Day three: Upon waking

, the sunrise greeting the day was beautiful and not a sound was to be heard as the day was dawning.
After a good cup of coffee (or tea for yours truly), we took a short walk around, had a quick bite for breakfast and embarked on an hours walk on the wooden pathway down to the falls and surrounds.
What a sight to behold!

And the sound of the water is unbelievable.
The Hottentots were right when the named it
!oukurubes (the noise making place)!
The Orange river roars headlong into the gigantic gorge, with a rising cloud of spray which can be heard and seen from a considerable distance away during flood season!

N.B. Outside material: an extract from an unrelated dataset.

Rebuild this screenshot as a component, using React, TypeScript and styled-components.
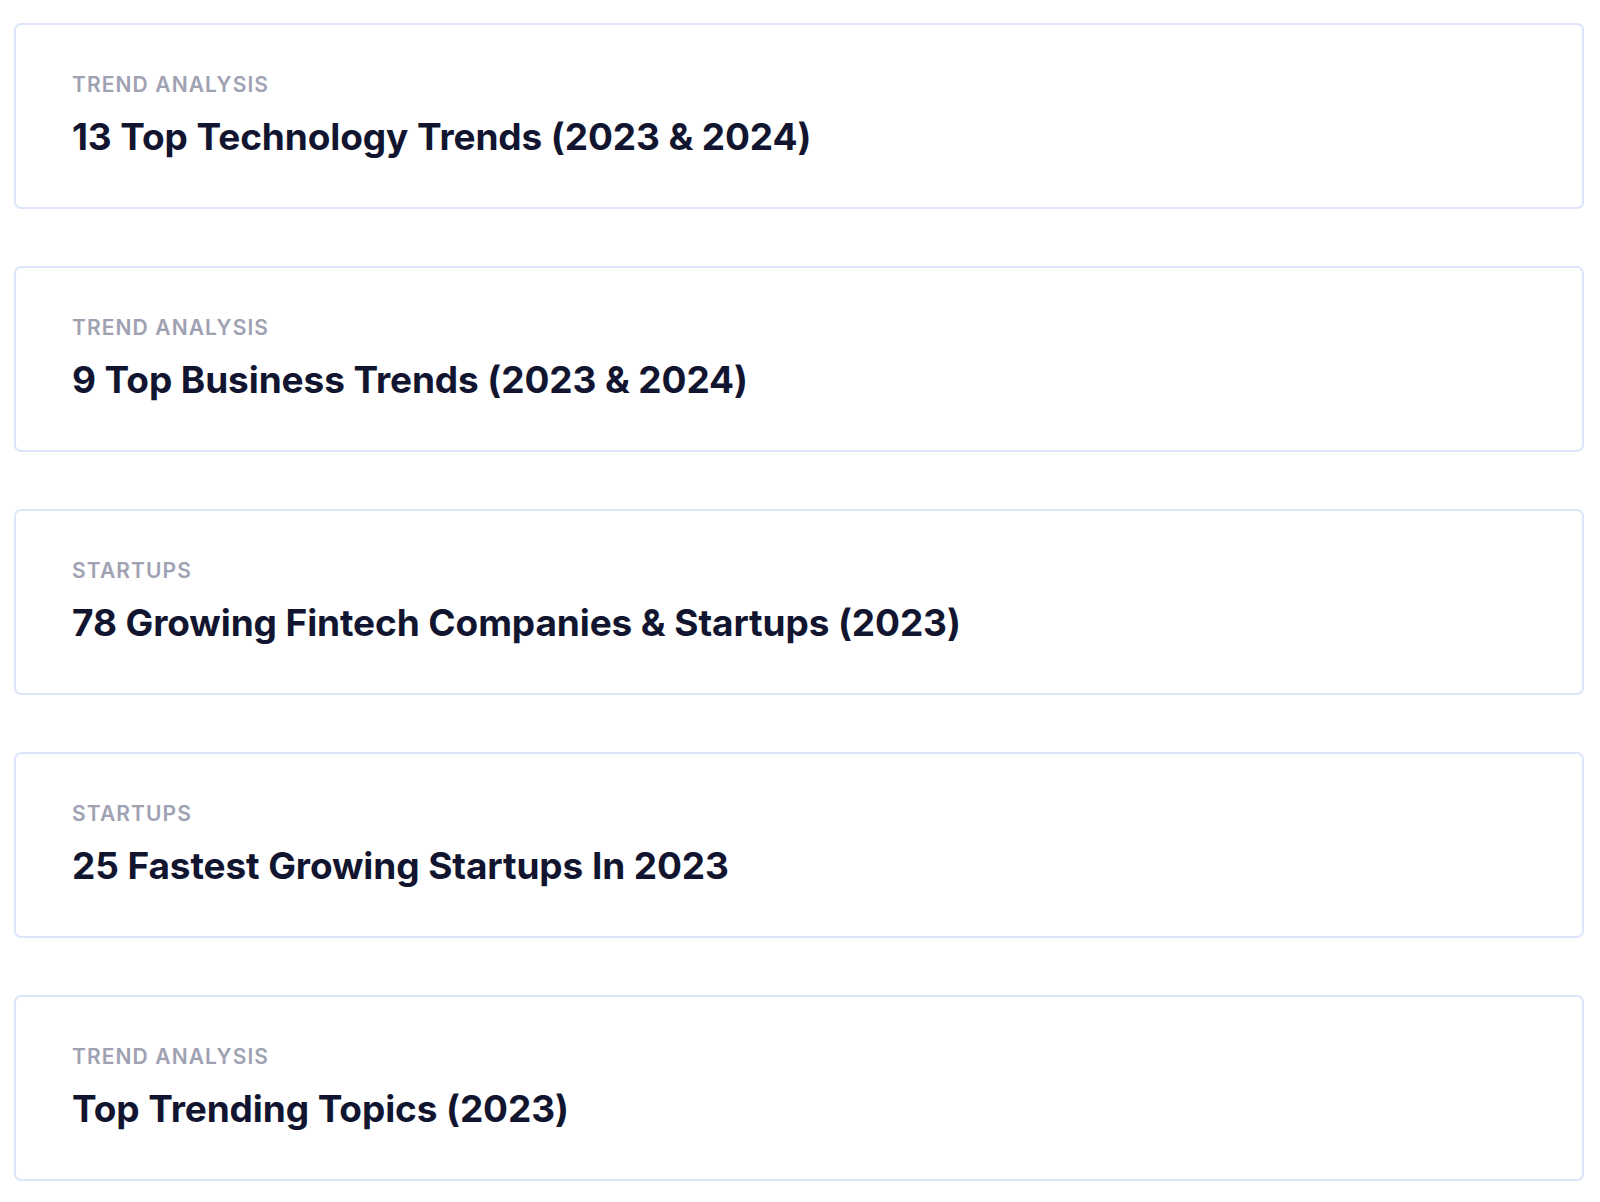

The river rages and rushes through the granite gorge for about 18km and drops over 300m in a series of rapids and small falls. The gorge is said to be approximately 240m deep.

Augrabies is regarded as one of the six great waterfalls in the world and has been described as being essentially masculine. Ruthless and brutal in a harsh and fearsomely arid landscape.
During peak flood about 400 million litres of water rush over Augrabies every minute! Just imagine!

It most certainly is worth the trip and I would really like to be there during the high rain season to experience the magnificence of it all. It must be truly awesome!

The finest examples in the world of weathering on granite by water are to be found in this breathtaking, dry, unyielding but touching environment.
What a beautiful place to be.....
And so, after being blown away by what we had just seen, our journey continued from Kakamas to the next little town of Pofadder!

Named after the Hottentot chieftan, Pofadder was once the centre for karakul and other sheep. In 1959 however, all the livestock was transported by the army to better grazing until such time that rains came to revive the astoundingly resilient vegetation. But, there are no gardens at the homesteads, instead people have been quite creative and have used old galvanised iron baths, basins and such like to plant their "gardens" and some places had the most brilliant shows of colour, which were so striking in the vast bleakness of the parched, bleached earth they live in.